### GIVEN TASK
Pull out all lines from the listing below in which the word "index" appears.

### SOURCE EXCERPT
^^^^^^^^^^^^^^^^
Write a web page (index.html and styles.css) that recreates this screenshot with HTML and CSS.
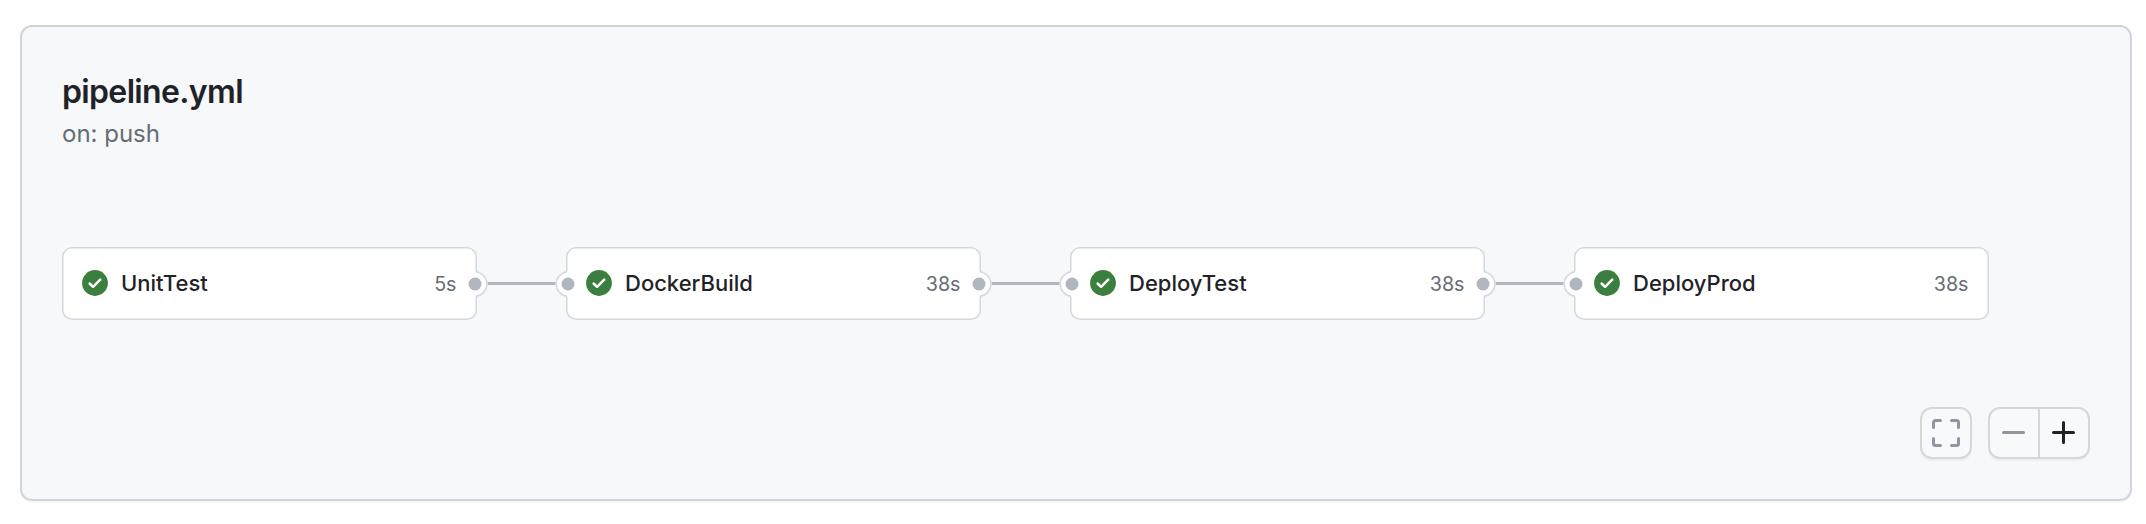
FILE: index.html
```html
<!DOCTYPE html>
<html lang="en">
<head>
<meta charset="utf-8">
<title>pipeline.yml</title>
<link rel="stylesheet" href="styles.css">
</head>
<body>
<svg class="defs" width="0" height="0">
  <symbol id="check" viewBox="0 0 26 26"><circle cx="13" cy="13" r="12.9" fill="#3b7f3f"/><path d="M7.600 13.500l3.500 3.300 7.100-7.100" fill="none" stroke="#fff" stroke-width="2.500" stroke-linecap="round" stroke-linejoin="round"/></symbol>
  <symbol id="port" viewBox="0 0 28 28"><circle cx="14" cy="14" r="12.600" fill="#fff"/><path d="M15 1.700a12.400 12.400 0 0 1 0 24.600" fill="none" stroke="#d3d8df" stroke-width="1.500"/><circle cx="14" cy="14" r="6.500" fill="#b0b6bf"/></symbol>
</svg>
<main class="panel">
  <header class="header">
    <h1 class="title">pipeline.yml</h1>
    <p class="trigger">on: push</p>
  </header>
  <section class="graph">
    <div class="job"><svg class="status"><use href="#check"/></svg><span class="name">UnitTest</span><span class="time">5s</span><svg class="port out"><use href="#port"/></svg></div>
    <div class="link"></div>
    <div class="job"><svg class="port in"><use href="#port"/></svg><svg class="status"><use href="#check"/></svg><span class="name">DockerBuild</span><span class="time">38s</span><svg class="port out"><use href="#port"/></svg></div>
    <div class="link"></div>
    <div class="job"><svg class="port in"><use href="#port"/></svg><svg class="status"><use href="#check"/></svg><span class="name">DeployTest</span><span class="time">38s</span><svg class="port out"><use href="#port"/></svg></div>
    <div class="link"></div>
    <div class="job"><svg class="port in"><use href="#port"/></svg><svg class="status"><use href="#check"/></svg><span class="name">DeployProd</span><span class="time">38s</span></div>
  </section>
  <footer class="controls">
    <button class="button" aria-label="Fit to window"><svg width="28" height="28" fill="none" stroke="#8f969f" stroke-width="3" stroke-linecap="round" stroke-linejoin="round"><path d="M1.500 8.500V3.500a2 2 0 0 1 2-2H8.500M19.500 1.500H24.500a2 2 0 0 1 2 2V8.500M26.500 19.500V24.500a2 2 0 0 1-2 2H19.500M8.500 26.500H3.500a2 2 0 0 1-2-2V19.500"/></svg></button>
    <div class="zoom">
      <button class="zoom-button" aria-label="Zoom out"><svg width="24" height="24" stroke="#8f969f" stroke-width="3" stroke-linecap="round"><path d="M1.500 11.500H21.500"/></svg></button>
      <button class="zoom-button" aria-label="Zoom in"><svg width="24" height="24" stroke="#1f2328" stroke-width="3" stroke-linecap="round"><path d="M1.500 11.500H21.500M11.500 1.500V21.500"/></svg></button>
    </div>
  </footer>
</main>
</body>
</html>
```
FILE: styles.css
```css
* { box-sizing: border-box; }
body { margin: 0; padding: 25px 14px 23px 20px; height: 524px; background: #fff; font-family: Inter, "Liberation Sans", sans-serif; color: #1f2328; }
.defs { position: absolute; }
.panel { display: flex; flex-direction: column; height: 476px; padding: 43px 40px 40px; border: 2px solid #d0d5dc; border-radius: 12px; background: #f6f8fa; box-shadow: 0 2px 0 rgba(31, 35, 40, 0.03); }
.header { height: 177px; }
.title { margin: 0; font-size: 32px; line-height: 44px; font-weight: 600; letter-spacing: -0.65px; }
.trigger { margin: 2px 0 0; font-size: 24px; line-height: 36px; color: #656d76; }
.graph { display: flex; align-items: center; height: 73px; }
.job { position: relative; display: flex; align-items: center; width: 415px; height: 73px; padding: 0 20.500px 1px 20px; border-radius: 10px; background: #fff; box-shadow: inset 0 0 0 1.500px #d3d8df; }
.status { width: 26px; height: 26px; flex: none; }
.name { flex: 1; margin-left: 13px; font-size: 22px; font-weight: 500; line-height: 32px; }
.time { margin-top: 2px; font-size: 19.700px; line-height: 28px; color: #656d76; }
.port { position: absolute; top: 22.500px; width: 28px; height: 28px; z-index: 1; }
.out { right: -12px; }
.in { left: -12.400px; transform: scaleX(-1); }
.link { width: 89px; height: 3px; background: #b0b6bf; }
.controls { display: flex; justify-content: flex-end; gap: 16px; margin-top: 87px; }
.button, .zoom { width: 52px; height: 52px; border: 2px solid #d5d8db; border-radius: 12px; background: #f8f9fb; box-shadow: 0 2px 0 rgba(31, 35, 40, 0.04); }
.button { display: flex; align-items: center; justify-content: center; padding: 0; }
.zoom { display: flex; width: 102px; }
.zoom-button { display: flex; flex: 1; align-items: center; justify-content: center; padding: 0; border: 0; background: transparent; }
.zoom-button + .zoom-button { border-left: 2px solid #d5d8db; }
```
^^^^^^^^^^^^^^^^
### ANSWER TO THE PROBLEM
Write a web page (index.html and styles.css) that recreates this screenshot with HTML and CSS.
FILE: index.html
.port { position: absolute; top: 22.500px; width: 28px; height: 28px; z-index: 1; }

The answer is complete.